On note donc d’abord que les auteurs semblent avoir éprouvé les insuffisances de la terminologie courante et la nécessité de la clarifier. L’approche à laquelle ils invitent, la pleine terre, conduit à une définition très voisine de celle de l’imperméabilisation des sols, mêmes si le mot n’est pas utilisé. Ce concept d’imperméabilisation est, effectivement, plus clairement défini et traité dans la littérature scientifique. Retenir une telle définition serait un changement très important, modifiant radicalement les données statistiques et serait mieux susceptible de fournir des critères précis et opérationnels à des objectifs de sobriété foncière. Cependant, et malheureusement, après cette introduction forte, la suite du texte ne continue pas dans la même voie. On y retrouve, à différentes reprises des mentions comme « éviter les consommations nouvelles d’espaces naturels, agricoles et forestiers », caractéristique de l’approche différencialiste, ou encore « ni naturels ni agricoles ni forestiers ». C’est également cette terminologie « classique » qui est reprise dans la partie dite « transcription légistique » qui formule les propositions de la Convention en termes législatifs et réglementaires. La tentative de clarification amorcée dans l’introduction n’a donc pas été jusqu’au bout.

Le projet de loi 3875 « portant lutte contre le dérèglement climatique et renforcement de la résilience face à ses effets », actuellement en discussion devant le Parlement, semble annoncer qu’on devrait aller plus loin. Ce projet traite largement de l’objectif ZAN et dispose dans son article 48.9 :

« Un sol est regardé comme artificialisé si l’occupation ou l’usage qui en est fait affectent durablement tout ou partie de ses fonctions. »

A nouveau, on voit que les rédacteurs ont ressenti les insuffisances de la terminologie habituelle et ne reprennent pas la formule « ni naturels ni agricoles ni forestiers ». Parler de fonction du sol paraît faire référence aux travaux des pédologues, travaux abondants et à forte consistance scientifique, qui analysent comment se différencient les sols par leur composition et les usages qui en sont faits, et la place que tient alors chaque catégorie dans les grands équilibres écologiques. Par exemple le document diffusé par l’Organisation des Nations Unies pour l’alimentation et l’agriculture (FAO), entrecroisant ces différents critères, distingue 11 fonctions différentes, certaines exclusives les unes des autres (un même sol ne peut pas les assumer simultanément). Cependant, ni le texte du projet de loi ni l’exposé des motifs ne précisent davantage quelles sont ces fonctionnalités que l’on entend préserver.

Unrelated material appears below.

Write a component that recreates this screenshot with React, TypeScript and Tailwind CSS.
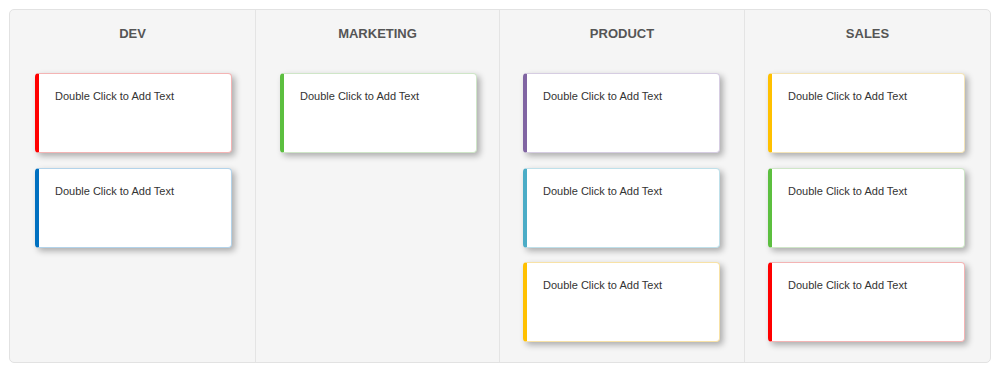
import React from 'react';

type Card = { bar: string; edge: string };

const columns: { title: string; pad: string; cards: Card[] }[] = [
  {
    title: 'DEV',
    pad: 'pl-[25px]',
    cards: [
      { bar: 'border-l-[#ff0000]', edge: 'border-[#f4b4b4]' },
      { bar: 'border-l-[#0070c0]', edge: 'border-[#b3d3ea]' },
    ],
  },
  {
    title: 'MARKETING',
    pad: 'pl-6',
    cards: [{ bar: 'border-l-[#5cbf3f]', edge: 'border-[#cfe6c8]' }],
  },
  {
    title: 'PRODUCT',
    pad: 'pl-[23px]',
    cards: [
      { bar: 'border-l-[#8064a2]', edge: 'border-[#d6cde2]' },
      { bar: 'border-l-[#4bacc6]', edge: 'border-[#bfe0ea]' },
      { bar: 'border-l-[#ffc000]', edge: 'border-[#f8e2a6]' },
    ],
  },
  {
    title: 'SALES',
    pad: 'pl-[23px]',
    cards: [
      { bar: 'border-l-[#ffc000]', edge: 'border-[#f4e4b8]' },
      { bar: 'border-l-[#5cbf3f]', edge: 'border-[#cfe6c8]' },
      { bar: 'border-l-[#ff0000]', edge: 'border-[#f4b4b4]' },
    ],
  },
];

const Note = ({ card }: { card: Card }) => (
  <div
    className={`w-[197px] h-[80px] bg-white rounded-[4px] border border-l-4 ${card.edge} ${card.bar} pl-4 pt-[14px] shadow-[3px_3px_6px_rgba(0,0,0,0.3)]`}
  >
    <p className="text-[11px] leading-4 text-[#333]">Double Click to Add Text</p>
  </div>
);

export default function App() {
  return (
    <div
      className="w-[1000px] h-[371px] bg-white p-[9px]"
      style={{ fontFamily: '"Liberation Sans", Arial, sans-serif' }}
    >
      <div className="h-[354px] grid grid-cols-[245px_244px_245px_1fr] bg-[#f5f5f5] border border-[#e2e2e2] rounded-[5px] overflow-hidden">
        {columns.map((col, i) => (
          <div
            key={col.title}
            className={`flex flex-col pt-4 ${i > 0 ? 'border-l border-[#e4e4e4]' : ''}`}
          >
            <h2 className="text-center text-[13px] leading-4 font-bold text-[#555]">{col.title}</h2>
            <div className={`mt-[31px] flex flex-col gap-[14.5px] ${col.pad}`}>
              {col.cards.map((c, j) => (
                <Note key={j} card={c} />
              ))}
            </div>
          </div>
        ))}
      </div>
    </div>
  );
}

C’est sans doute pourquoi l’article 49.10, qui suit, annonce :

« Un décret en Conseil d’État fixe les conditions d’application du présent II. Il établit notamment une nomenclature des sols artificialisés en fonction de leur occupation et de leur usage, ainsi que l’échelle à laquelle l’artificialisation des sols doit être appréciée ».

Le terme nomenclature semble annoncer qu’on considère bien que toutes les modalités d’artificialisation, au regard des objectifs poursuivis, ne se valent pas et doivent conduire à prévoir des mesures adaptées.

La suite dira, après l’avalanche de 7000 amendements qui sont annoncés, si le texte finalement voté est plus explicite. Il reste probable que, si l’ardente nécessité d’une définition plus opérationnelle y sera reconnue, il faille attendre le décret en Conseil d’État pour savoir si on en retire des outils pertinents pour l’action.